Config Management Camp: Kubernetes, Sysdig & Mgmt

WhisperX large-v3 + pyannote diarization, lightly edited.

Mattias Geniar

Hi there and welcome to another episode of Syscast. My name is Mattias Geniar and this is a different episode. It’s not the usual one where I talk with a guest and I interview them.

It’s me having one big monologue. So if you don’t like to hear me talk, this is a very good time to be skipping this episode because it’s only going to be me talking. Bit of an egocentric episode in that sense.

But the reason I’m doing this is I spend a lot of time inside of a car listening to podcasts, and I’m trying something else. I’m now recording a podcast inside of a car. If you can listen to one, why not record one?

The difficulty is having a guest here, so it’s just going to be me. But there’s another good reason I’m doing this, and it’s that there has been a very interesting conference for Linux sysadmins. held in Ghent a few days ago called Config Management Camp and I saw a lot of interesting presentations and projects and I’d like to give a bit of a summary so you can also get up to speed. First one, very big thanks to the organizers of Config Management Camp because it has been, I think, the third or fourth year in a row, and it exceeds expectations every time.

It’s amazing what kind of speakers they have. It’s config management, so you have entire rooms dedicated to talks about Puppet or Chef or Ansible, but you also have a lot of talks about the container orchestration space like Kubernetes. You have the guys for Foreman and Rudder sponsoring and giving talks.

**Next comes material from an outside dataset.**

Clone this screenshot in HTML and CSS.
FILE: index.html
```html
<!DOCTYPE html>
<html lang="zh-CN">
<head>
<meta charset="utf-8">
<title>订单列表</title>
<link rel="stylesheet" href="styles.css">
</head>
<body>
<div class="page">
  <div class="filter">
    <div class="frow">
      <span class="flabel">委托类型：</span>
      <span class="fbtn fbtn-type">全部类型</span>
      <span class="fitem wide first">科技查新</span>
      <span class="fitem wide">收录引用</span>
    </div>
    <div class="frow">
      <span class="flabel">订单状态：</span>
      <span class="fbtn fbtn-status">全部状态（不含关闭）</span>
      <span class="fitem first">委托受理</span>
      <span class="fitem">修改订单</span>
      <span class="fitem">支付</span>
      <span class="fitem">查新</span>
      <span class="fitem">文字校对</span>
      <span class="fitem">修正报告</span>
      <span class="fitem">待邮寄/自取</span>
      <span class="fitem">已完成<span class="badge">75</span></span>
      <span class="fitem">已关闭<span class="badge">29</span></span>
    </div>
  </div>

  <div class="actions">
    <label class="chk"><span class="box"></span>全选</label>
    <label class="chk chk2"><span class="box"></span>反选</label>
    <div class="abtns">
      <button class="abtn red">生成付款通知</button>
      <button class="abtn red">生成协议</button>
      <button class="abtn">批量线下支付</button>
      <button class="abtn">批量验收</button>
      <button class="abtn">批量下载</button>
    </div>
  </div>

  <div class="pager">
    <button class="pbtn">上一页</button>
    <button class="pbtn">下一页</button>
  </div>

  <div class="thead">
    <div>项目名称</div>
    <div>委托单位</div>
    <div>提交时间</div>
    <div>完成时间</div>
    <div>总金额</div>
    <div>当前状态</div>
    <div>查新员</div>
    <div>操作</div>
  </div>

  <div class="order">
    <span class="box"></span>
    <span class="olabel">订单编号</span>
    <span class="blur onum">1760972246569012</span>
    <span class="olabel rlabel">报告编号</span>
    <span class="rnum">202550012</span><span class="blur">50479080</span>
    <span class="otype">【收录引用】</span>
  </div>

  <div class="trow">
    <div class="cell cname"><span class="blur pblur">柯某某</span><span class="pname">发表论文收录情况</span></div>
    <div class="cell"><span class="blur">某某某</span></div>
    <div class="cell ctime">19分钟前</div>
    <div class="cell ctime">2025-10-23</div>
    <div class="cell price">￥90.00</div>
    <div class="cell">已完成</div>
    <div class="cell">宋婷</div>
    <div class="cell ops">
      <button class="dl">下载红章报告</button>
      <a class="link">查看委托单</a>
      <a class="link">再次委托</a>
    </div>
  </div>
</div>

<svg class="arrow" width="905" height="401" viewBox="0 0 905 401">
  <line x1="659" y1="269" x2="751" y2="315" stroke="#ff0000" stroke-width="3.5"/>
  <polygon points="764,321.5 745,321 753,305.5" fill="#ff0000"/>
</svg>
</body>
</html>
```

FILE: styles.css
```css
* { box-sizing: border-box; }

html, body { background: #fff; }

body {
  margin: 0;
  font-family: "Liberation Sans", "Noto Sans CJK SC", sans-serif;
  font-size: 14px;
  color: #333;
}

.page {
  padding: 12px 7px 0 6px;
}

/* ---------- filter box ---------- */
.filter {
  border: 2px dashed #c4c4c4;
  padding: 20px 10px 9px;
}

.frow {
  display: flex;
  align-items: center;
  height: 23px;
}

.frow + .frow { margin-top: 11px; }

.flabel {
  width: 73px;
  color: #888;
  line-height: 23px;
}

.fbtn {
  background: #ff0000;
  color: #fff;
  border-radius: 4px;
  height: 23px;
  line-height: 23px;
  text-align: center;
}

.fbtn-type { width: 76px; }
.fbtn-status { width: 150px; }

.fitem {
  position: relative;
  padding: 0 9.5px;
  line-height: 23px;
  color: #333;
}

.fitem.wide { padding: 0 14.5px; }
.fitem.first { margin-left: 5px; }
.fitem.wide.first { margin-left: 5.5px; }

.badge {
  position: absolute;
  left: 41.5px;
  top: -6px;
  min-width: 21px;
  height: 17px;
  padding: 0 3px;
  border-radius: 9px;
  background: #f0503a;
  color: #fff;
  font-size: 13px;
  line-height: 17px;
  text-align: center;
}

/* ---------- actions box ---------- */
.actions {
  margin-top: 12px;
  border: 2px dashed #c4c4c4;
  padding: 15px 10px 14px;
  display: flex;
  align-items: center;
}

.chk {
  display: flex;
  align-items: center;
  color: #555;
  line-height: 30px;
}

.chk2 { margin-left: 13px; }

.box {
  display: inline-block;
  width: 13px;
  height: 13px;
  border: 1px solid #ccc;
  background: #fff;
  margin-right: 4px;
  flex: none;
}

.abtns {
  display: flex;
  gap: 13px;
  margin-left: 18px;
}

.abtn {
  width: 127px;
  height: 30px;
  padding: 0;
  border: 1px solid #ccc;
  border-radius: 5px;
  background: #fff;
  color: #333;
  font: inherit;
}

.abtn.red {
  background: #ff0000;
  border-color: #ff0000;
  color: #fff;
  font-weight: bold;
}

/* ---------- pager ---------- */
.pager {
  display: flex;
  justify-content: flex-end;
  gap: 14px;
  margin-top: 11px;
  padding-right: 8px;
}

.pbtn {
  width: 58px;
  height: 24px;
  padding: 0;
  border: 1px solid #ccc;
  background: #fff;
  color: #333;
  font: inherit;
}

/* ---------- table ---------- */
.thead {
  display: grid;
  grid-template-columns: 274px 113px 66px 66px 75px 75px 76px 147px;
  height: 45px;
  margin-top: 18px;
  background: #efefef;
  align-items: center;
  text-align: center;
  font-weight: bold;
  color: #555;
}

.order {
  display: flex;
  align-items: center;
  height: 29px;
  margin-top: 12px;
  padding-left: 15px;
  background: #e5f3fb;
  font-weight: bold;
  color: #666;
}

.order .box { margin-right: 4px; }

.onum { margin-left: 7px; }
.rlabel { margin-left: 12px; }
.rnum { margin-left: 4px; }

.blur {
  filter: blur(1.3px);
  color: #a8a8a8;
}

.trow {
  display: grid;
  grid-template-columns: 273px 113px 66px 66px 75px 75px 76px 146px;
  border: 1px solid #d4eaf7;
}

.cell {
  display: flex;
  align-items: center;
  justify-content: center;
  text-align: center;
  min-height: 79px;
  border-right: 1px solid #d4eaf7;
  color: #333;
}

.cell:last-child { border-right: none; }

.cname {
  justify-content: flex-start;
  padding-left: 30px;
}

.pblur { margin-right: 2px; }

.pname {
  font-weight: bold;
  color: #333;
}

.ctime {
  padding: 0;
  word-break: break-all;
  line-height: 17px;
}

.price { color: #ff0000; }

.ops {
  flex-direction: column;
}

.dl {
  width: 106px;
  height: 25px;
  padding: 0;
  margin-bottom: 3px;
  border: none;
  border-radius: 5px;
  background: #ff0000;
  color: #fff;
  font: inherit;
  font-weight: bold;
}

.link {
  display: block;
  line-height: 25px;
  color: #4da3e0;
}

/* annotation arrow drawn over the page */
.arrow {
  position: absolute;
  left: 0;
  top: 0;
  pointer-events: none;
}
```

Lots of interesting geeky things. Now, the things that I definitely remembered from the conference, one was a very interesting presentation about Sysdig. Sysdig is what I’d like to call esterase on steroids.

I think their catchphrase is a bit different. But it essentially is a tool to debug applications. Now, the demo they gave was Sysdig working in combination with a Kubernetes cluster.

Kubernetes is… an orchestration tool so you run containers with it but that means that you spawn a docker or a rocket container they don’t really know on which hardware it’s going to be running and troubleshooting that so you have to troubleshoot one kubernetes then you have to troubleshoot the container stuff and then you have to look inside of the container to see what your application is doing that’s not making things easier for you. A tool like Sysdig appears to be helping in that sense that they load an additional kernel module on each of your hypervisors that intercepts in a non-blocking way all of the system calls that are happening between the kernel and everything in user space. what’s interesting there is that it has it is aware of things like containers and it is aware of namespacing and everything that goes on in there so you can write a command line tool that has a lot of parameters that can filter out only the things you would like to see so the demo they gave which kind of blew me away was one where on one server they did a curl to a particular web server that was running as a container and the sysdig tool was able to intercept the client so the curl command all the way through the kubernetes ip tables mangling and nothing inside of the container looking at what nginx is effectively doing and then tracing that all the way back so nginx generating its response handing that back off to the container and to kubernetes and that being sent towards the client Now, if you’ve ever had to troubleshoot something like that or anything behind a load balancer and a couple of web servers, that gets tricky really fast with lots of different servers to hop into or correlations you have to make in your Kibana interface. It gets tricky.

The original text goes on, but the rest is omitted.